Say how many lines include "React", with no words around the number.

-- start Recorded data --

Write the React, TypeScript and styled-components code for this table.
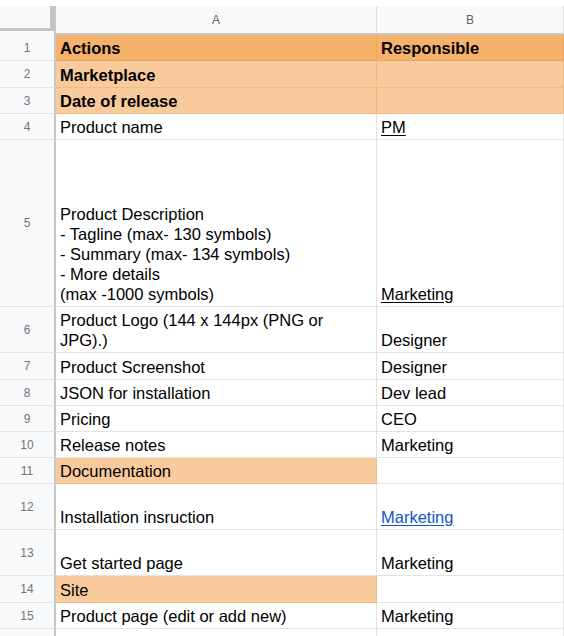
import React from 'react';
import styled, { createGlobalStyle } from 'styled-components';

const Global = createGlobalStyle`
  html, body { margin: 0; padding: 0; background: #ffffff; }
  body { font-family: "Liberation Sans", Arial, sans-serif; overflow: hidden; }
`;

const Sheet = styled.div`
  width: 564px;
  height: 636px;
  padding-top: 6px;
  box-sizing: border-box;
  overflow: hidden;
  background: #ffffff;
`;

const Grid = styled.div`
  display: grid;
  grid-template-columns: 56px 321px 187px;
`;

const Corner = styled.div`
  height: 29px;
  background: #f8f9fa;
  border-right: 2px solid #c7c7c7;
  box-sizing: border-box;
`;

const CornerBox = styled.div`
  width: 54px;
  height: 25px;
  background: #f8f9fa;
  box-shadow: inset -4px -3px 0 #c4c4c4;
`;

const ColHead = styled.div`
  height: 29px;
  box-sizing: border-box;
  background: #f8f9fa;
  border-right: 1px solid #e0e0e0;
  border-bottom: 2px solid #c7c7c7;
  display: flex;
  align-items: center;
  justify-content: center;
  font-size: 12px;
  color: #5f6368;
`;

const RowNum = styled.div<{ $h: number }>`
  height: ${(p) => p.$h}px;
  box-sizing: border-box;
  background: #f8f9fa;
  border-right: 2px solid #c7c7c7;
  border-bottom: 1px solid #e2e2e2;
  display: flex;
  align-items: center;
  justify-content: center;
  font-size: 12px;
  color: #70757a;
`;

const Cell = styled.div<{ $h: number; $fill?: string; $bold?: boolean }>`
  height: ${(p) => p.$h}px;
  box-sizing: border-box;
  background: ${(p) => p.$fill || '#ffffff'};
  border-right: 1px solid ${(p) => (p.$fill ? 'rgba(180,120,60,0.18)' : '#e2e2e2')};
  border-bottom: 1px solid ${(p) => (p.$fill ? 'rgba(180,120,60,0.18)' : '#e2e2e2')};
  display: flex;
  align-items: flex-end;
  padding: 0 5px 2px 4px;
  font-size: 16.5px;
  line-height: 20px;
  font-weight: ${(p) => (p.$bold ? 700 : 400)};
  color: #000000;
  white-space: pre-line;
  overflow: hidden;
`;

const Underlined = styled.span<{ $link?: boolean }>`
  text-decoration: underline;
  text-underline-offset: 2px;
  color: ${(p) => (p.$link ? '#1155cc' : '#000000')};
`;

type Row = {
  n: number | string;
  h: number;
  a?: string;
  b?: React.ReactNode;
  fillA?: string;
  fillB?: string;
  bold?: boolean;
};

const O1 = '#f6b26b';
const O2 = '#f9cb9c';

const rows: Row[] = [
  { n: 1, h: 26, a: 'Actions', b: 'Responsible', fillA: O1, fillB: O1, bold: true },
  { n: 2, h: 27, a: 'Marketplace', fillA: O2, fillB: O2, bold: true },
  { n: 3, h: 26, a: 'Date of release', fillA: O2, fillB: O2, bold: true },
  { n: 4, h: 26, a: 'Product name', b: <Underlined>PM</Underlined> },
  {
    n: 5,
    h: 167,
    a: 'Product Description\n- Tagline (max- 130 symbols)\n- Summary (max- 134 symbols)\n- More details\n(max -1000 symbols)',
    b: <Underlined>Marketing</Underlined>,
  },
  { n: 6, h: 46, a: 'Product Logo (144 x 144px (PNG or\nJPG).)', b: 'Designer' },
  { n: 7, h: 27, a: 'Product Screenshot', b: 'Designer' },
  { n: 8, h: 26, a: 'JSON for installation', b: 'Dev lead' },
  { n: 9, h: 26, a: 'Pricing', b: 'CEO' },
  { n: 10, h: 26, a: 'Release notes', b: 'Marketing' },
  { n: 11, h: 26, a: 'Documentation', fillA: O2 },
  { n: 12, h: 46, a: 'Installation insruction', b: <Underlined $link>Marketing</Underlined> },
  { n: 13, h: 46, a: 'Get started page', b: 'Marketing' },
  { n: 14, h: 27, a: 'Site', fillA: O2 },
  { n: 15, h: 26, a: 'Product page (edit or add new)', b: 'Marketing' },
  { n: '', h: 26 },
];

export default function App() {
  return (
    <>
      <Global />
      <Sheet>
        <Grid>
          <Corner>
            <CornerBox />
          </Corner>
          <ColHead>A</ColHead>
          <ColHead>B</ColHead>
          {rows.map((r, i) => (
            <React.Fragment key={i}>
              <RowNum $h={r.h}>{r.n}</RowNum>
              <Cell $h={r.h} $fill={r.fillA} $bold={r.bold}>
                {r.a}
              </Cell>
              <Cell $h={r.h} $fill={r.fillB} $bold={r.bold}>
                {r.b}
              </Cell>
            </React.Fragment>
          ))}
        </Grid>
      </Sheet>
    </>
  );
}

-- end Recorded data --

**Written reply**:
5